The Car Surveillance Mandate Connection
Langworthy’s no vote came amid a parallel Republican push to repeal a federal mandate requiring impaired driving detection technology in all new passenger vehicles. The mandate stems from Section 24220 of the Infrastructure Investment and Jobs Act, signed by President Biden in November 2021, which directed the National Highway Traffic Safety Administration to establish a federal safety standard for “advanced drunk and impaired driving prevention technology” in new cars.
Rep. Chip Roy (R-TX) had sought to attach an amendment to the FISA legislation that would have repealed the car mandate, calling it “a direct threat to our Fourth Amendment rights” and “a blatantly invasive Biden-era policy that enables round-the-clock monitoring of Americans in their own cars,” according to his office. That amendment did not make it into the final April 30 vote.
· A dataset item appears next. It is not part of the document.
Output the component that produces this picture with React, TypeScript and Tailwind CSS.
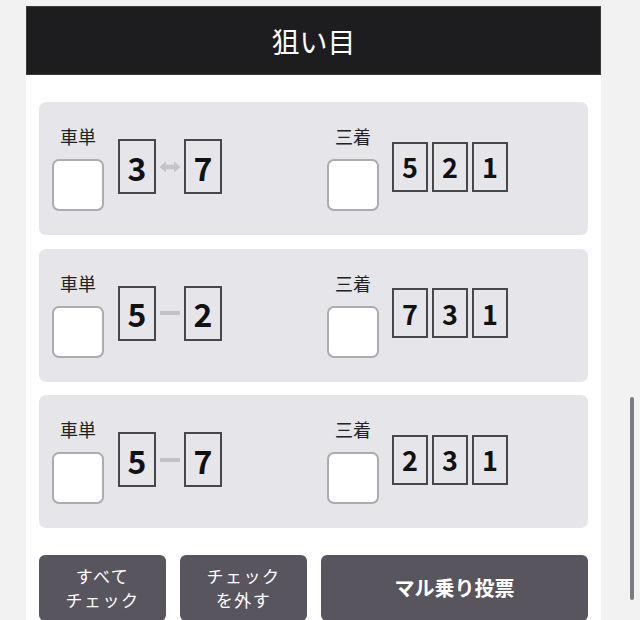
import React from 'react';

type Row = {
  pair: [number, number];
  arrow: 'both' | 'dash';
  trio: [number, number, number];
};

const rows: Row[] = [
  { pair: [3, 7], arrow: 'both', trio: [5, 2, 1] },
  { pair: [5, 2], arrow: 'dash', trio: [7, 3, 1] },
  { pair: [5, 7], arrow: 'dash', trio: [2, 3, 1] },
];

const CheckBlock: React.FC<{ label: string }> = ({ label }) => (
  <div className="flex flex-col items-center w-[52px] shrink-0">
    <span className="text-[18px] leading-[20px] text-[#222] mb-[13px]">{label}</span>
    <div className="w-[52px] h-[52px] bg-white border-2 border-[#acabb1] rounded-[7px]" />
  </div>
);

const Connector: React.FC<{ kind: 'both' | 'dash' }> = ({ kind }) =>
  kind === 'both' ? (
    <svg width="22" height="12" viewBox="0 0 22 12" className="shrink-0">
      <path d="M0.5 6 L7 0.5 L7 3.8 L15 3.8 L15 0.5 L21.5 6 L15 11.5 L15 8.2 L7 8.2 L7 11.5 Z" fill="#c4c3c8" />
    </svg>
  ) : (
    <div className="w-[20px] h-[4px] bg-[#c2c1c6] shrink-0 mx-[1px]" />
  );

export default function App() {
  return (
    <div className="h-[620px] overflow-hidden bg-[#f2f2f2] relative font-['Noto_Sans_CJK_JP','Noto_Sans',sans-serif]">
      <div className="pt-[6px] pl-[26px]">
        <div className="w-[575px] bg-white">
          {/* Header */}
          <div className="h-[69px] bg-[#1d1d20] border border-[#3a3a3d] flex items-center justify-center">
            <h1 className="text-white text-[28px] font-normal leading-none">狙い目</h1>
          </div>

          <div className="px-[13px] pt-[27px] pb-[20px]">
            <div className="flex flex-col gap-[13.5px]">
              {rows.map((row, i) => (
                <div key={i} className="h-[133px] bg-[#e6e5ea] rounded-[7px] grid grid-cols-2 gap-x-[27px] px-[13px]">
                  <div className="flex items-center">
                    <CheckBlock label="車単" />
                    <div className="flex items-center gap-[3px] ml-[14px] mb-[4px]">
                      <div className="w-[38px] h-[55px] border-2 border-[#48484b] flex items-center justify-center text-[32px] font-bold text-[#111] leading-none">
                        {row.pair[0]}
                      </div>
                      <Connector kind={row.arrow} />
                      <div className="w-[38px] h-[55px] border-2 border-[#48484b] flex items-center justify-center text-[32px] font-bold text-[#111] leading-none">
                        {row.pair[1]}
                      </div>
                    </div>
                  </div>
                  <div className="flex items-center">
                    <CheckBlock label="三着" />
                    <div className="flex items-center gap-[4px] ml-[13px] mb-[4px]">
                      {row.trio.map((n, j) => (
                        <div
                          key={j}
                          className="w-[36px] h-[50px] border-2 border-[#48484b] flex items-center justify-center text-[27px] font-bold text-[#111] leading-none"
                        >
                          {n}
                        </div>
                      ))}
                    </div>
                  </div>
                </div>
              ))}
            </div>

            {/* Buttons */}
            <div className="mt-[27px] flex gap-[14px]">
              <button className="w-[127px] h-[66px] bg-[#58555f] rounded-[6px] text-white text-[17px] leading-[24px] tracking-[1.5px]">
                すべて
                <br />
                チェック
              </button>
              <button className="w-[127px] h-[66px] bg-[#58555f] rounded-[6px] text-white text-[17px] leading-[24px] tracking-[1.5px]">
                チェック
                <br />
                を外す
              </button>
              <button className="flex-1 h-[66px] bg-[#58555f] rounded-[6px] text-white text-[20px] font-bold">
                マル乗り投票
              </button>
            </div>
          </div>
        </div>
      </div>

      {/* scroll indicator */}
      <div className="absolute left-[630px] top-[397px] w-[4px] h-[203px] rounded-full bg-[#7c7b80]" />
    </div>
  );
}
In January, an amendment by Reps. Massie and Scott Perry (R-PA) to defund the car surveillance mandate failed 164-268 on the House floor — Roy’s FISA-attached effort was his second attempt to block it in 2026, according to Rep. Massie’s office.
The State of the Car Mandate
The car monitoring law remains on the books but is not yet in effect. NHTSA missed its November 2024 deadline to finalize a rule and reported in March 2026 that no current technology meets the accuracy standard the law requires. “Currently, detection technology around the legal limit continues to have an error rate that would be unacceptably high,” the agency said, adding that even a 99.9 percent accuracy rate “could result in millions to tens of millions of instances each year where the technology would incorrectly prevent or limit drivers from operating their vehicles,” according to the NHTSA March 2026 Report to Congress.
The Broader FISA Standoff
The FISA fight has exposed persistent divisions within the Republican conference over surveillance powers. Privacy-minded members have demanded a warrant requirement before federal agents can query Americans’ communications collected under Section 702. Speaker Mike Johnson and intelligence officials have resisted, arguing a warrant requirement would undermine the program.
“Two-thirds of the president’s daily national security briefing comes from intelligence collected by that statute. We cannot allow it to go dark,” Johnson said Wednesday. Senate Majority Leader John Thune described the 45-day extension as an opportunity for further negotiations. “Hopefully the House will be able to agree to this, and then we’ll get to work in earnest and try to find something that actually enables us to do a long-term extension,” Thune said.